Du reste dès qu'existe, en principe, la possibilité de sauvegarder des intérêts particuliers et des privilèges, la lutte s'engage entre les intéressés pour savoir qui passera avant l'autre. Chacun cherche à devancer son voisin et à acquérir plus de privilèges que les autres, pour pouvoir encaisser plus d'avantages. L'idée d'une protection égale, sans aucune lacune, de tous les intérêts n'est qu'un mirage issu d'une théorie superficielle.

Car si tous les intérêts particuliers étaient également protégés, personne ne retireraient un avantage de cette protection. Tous sentiraient également les désavantages d'une productivité diminuée. Chaque individu a l'espoir d'obtenir pour lui-même une protection plus forte qui lui donnera l'avantage sur ceux qui sont moins protégés, et c'est cela seulement qui l'attire vers le système protectionniste. Chacun demande à ceux qui ont le pouvoir, de lui accorder et maintenir des privilèges particuliers.

En dévoilant les effets de la politique protectionniste, le libéralisme a brisé les forces qui combattaient pour l'obtention de privilèges. On s'était enfin rendu compte, qu'en mettant les choses au mieux il n'y aurait que très peu de personnes pouvant retirer du système protectionniste un véritable bénéfice, et que la grande majorité y perdrait. Cette constatation priva les champions du système protectionniste de l'adhésion de la masse; les privilèges disparurent, parce qu'ils avaient perdu leur popularité.

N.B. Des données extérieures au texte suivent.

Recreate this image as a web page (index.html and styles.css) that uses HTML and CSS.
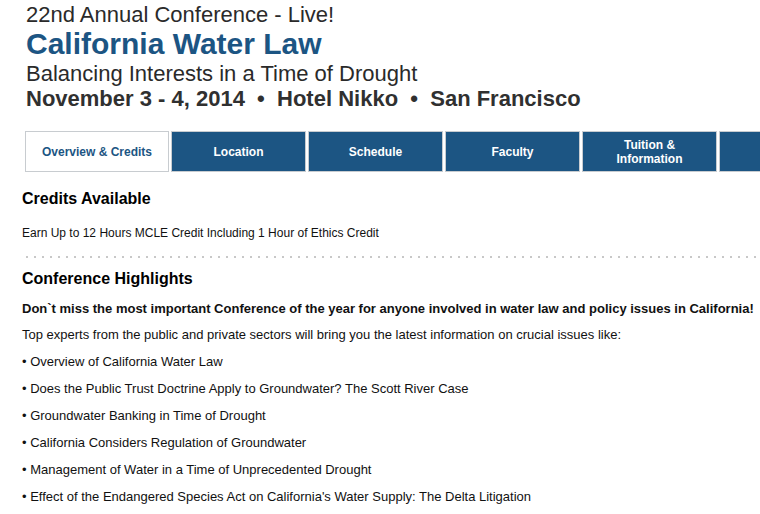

Pour rappeler à la vie le système protectionniste, il fallait d'abord anéantir le libéralisme. L'attaque fut menée de deux côtés. Du point de vue nationaliste, et du point de vue des intérêts des ouvriers et de la classe moyenne compromis par le capitalisme. Le point de vue nationaliste a abouti à un effort en vue de fermer les frontières, le second point de vue à accorder des privilèges aux chefs d'entreprises et ouvriers qui n'étaient pas assez forts pour soutenir la concurrence. Mais une fois que le libéralisme est complètement surmonté et que le système protectionniste n'a plus à redouter de lui aucune atteinte, rien ne s'oppose plus à l'élargissement du domaine des privilèges particuliers. On a cru longtemps que les mesures de protection territoriale efficaces étaient liées aux frontières nationales et politiques, de sorte que l'on ne saurait plus songer au rétablissement de douanes intérieures, à la suppression de la liberté de circulation et aux mesures de cette sorte. Sans doute l'on ne pouvait penser à de telles mesures, aussi longtemps qu'on tenait encore compte de ce qui restait des conceptions libérales. Lorsque, en Allemagne et en Autriche, on s'en fut entièrement débarrassé, dans l'économie des années de guerre, on vit s'introduire du jour au lendemain toute sorte de mesures d'isolement locales. Les districts de population agricole surabondante, pour assurer à leur population le bon marché des aliments se groupèrent pour s'isoler des districts qui ne peuvent nourrir leur population qu'en important des vivres. Les villes et les régions industrielles rendirent l'immigration plus difficile pour empêcher la hausse des vivres et des loyers. Les intérêts particuliers des régions brisèrent l'unité du territoire économique, sur laquelle le néomercantilisme étatique avait fondé tous ses plans.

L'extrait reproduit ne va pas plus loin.